**Stated problem**: Pick out the lines containing "React".

+--

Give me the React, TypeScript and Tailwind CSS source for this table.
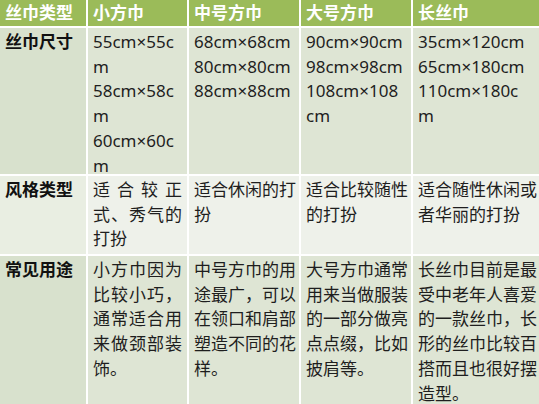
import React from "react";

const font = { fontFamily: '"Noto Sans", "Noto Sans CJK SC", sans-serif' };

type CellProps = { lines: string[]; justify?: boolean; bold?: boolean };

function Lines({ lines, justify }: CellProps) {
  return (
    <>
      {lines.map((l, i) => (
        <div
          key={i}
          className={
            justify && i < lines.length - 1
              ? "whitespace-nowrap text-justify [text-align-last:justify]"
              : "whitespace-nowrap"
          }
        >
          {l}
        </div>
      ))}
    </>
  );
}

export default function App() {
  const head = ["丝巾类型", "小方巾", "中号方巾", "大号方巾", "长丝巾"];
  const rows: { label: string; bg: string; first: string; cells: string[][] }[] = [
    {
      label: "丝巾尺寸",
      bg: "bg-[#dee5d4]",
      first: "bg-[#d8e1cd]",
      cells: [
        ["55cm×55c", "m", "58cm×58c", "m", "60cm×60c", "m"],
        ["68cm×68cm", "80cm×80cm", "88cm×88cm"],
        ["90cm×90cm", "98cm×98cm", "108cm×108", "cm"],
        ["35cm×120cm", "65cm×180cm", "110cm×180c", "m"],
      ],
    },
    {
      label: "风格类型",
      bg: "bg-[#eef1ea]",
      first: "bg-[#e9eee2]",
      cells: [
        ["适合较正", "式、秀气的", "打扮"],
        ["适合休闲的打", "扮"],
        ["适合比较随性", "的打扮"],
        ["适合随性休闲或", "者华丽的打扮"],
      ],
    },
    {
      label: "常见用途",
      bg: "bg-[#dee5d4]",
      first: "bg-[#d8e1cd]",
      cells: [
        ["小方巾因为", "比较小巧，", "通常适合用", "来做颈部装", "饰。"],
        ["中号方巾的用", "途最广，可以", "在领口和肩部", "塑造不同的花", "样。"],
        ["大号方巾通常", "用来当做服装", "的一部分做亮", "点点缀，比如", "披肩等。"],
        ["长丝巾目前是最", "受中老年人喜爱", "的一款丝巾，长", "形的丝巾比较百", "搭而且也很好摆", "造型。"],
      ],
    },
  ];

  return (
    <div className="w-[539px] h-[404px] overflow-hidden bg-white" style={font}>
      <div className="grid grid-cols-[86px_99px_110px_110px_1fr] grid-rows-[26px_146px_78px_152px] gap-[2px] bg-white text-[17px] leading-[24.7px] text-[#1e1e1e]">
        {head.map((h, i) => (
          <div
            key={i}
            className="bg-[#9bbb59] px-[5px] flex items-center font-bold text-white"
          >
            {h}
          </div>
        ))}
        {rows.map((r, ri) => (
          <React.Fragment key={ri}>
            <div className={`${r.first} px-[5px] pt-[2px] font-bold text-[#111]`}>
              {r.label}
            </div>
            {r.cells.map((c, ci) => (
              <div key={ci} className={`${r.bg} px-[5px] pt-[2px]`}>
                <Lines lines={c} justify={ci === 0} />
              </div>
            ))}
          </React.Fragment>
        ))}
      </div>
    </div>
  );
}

+--

**Answer below**:
Give me the React, TypeScript and Tailwind CSS source for this table.
import React from "react";
          <React.Fragment key={ri}>
          </React.Fragment>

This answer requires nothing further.